Artificial Intelligence in the Network
44% of IT decision-makers believe that AI and machine learning can help companies optimize their network performance, and more than 50% identify AI as a priority investment needed to deliver their ideal network and make things work for them.
“There are two main ways that AI is in use today. You have a consumer-facing flavor — Siri on my iPhone, or the way that Google can find me images of apples; and then you have the hidden AI that nobody knows about — the instantaneous response of a Google search, where they’ve built smart technology that would fall under the definitions of AI to make sure that your request for Google gets to the right server from the right path and gets back to you as efficiently and effectively as possible,” said Mulkey. “Those technologies are available today. The challenge is they’re not available to the everyday person. This is an area where we, ourselves, have dedicated people and resources to figure out, ‘How can we make our network behave in an autonomous manner far better than it could if there were just people controlling it?'”
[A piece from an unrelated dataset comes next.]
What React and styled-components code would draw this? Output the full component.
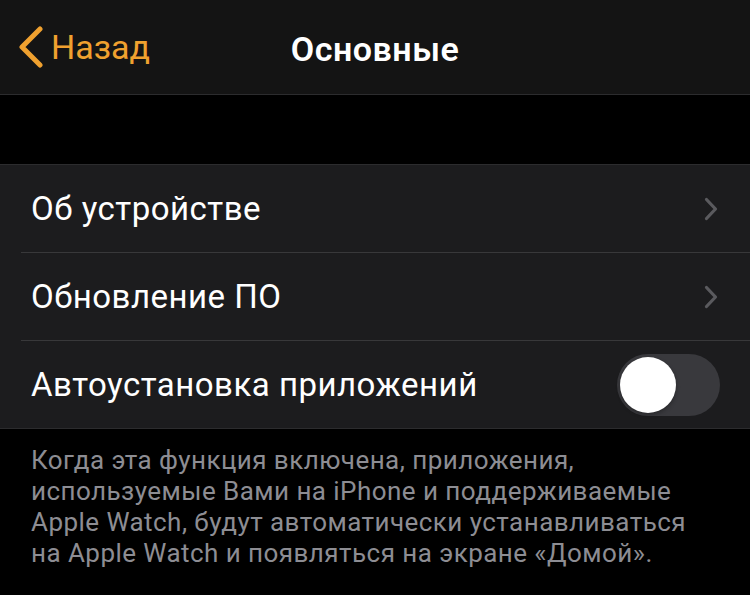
import React from "react";
import styled, { createGlobalStyle } from "styled-components";

const Global = createGlobalStyle`
  html, body { margin: 0; padding: 0; background: #000; }
  body { font-family: Roboto, "Noto Sans", sans-serif; -webkit-font-smoothing: antialiased; }
`;

const Screen = styled.div`
  width: 750px;
  height: 595px;
  background: #000;
  overflow: hidden;
  display: flex;
  flex-direction: column;
`;

const NavBar = styled.header`
  height: 94px;
  background: #141414;
  border-bottom: 1px solid #2c2c2e;
  display: grid;
  grid-template-columns: 1fr auto 1fr;
  align-items: center;
  padding: 0 18px;
`;

const BackButton = styled.button`
  justify-self: start;
  display: flex;
  align-items: center;
  gap: 7px;
  background: none;
  border: 0;
  padding: 0;
  color: #f0a12f;
  font: 400 34px Roboto, sans-serif;
  letter-spacing: 0;
  cursor: pointer;
`;

const Title = styled.h1`
  margin: 0 0 -3px;
  color: #fff;
  font: 600 34px Roboto, sans-serif;
  letter-spacing: 0.5px;
`;

const Spacer = styled.div`
  height: 69px;
  background: #000;
`;

const Group = styled.section`
  background: #1c1c1e;
  border-top: 1px solid #2c2c2e;
  border-bottom: 1px solid #2c2c2e;
`;

const Row = styled.div`
  height: 87px;
  display: flex;
  align-items: center;
  padding-left: 31px;
  padding-right: ${(p) => (p.$toggle ? "30px" : "32px")};
  & + & { border-top: 1px solid #38383a; margin-left: 21px; padding-left: 10px; }
`;

const Label = styled.span`
  flex: 1;
  color: #fff;
  font: 400 33px Roboto, sans-serif;
  letter-spacing: 0.5px;
`;

const Toggle = styled.div`
  width: 103px;
  height: 62px;
  border-radius: 31px;
  background: #39393d;
  display: flex;
  align-items: center;
  padding: 3px;
  box-sizing: border-box;
`;

const Knob = styled.div`
  width: 56px;
  height: 56px;
  border-radius: 50%;
  background: #fff;
  box-shadow: 0 2px 4px rgba(0, 0, 0, 0.3);
`;

const Footnote = styled.p`
  margin: 0;
  padding: 16px 31px 0;
  color: #8d8d93;
  font: 400 26px/31px Roboto, sans-serif;
  letter-spacing: 0.45px;
  white-space: nowrap;
`;

const Chevron = () => (
  <svg width="14" height="24" viewBox="0 0 14 24">
    <path d="M2.5 2.5 L11.5 12 L2.5 21.5" fill="none" stroke="#5a5a5e" strokeWidth="3.2" strokeLinecap="round" strokeLinejoin="round" />
  </svg>
);

const BackArrow = () => (
  <svg width="26" height="42" viewBox="0 0 26 42">
    <path d="M22 3 L4 21 L22 39" fill="none" stroke="#f0a12f" strokeWidth="5" strokeLinecap="round" strokeLinejoin="round" />
  </svg>
);

export default function App() {
  return (
    <>
      <Global />
      <Screen>
        <NavBar>
          <BackButton>
            <BackArrow />
            Назад
          </BackButton>
          <Title>Основные</Title>
          <div />
        </NavBar>
        <Spacer />
        <Group>
          <Row>
            <Label>Об устройстве</Label>
            <Chevron />
          </Row>
          <Row>
            <Label>Обновление ПО</Label>
            <Chevron />
          </Row>
          <Row $toggle>
            <Label>Автоустановка приложений</Label>
            <Toggle>
              <Knob />
            </Toggle>
          </Row>
        </Group>
        <Footnote>
          Когда эта функция включена, приложения,
          <br />
          используемые Вами на iPhone и поддерживаемые
          <br />
          Apple Watch, будут автоматически устанавливаться
          <br />
          на Apple Watch и появляться на экране «Домой».
        </Footnote>
      </Screen>
    </>
  );
}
“There’s a kind of a misconception that when we talk about AI, the first thought is all the wonderful movies that have come out over the years,” quipped Petkevich. “Where we are today is there’s a lot of innovation going on to make this more tangible and more practical for businesses to use on the smaller scale, and not reserve it for the large enterprises of the world, and make it more generally available. This is definitely an area where a technology is moving beyond its hype.”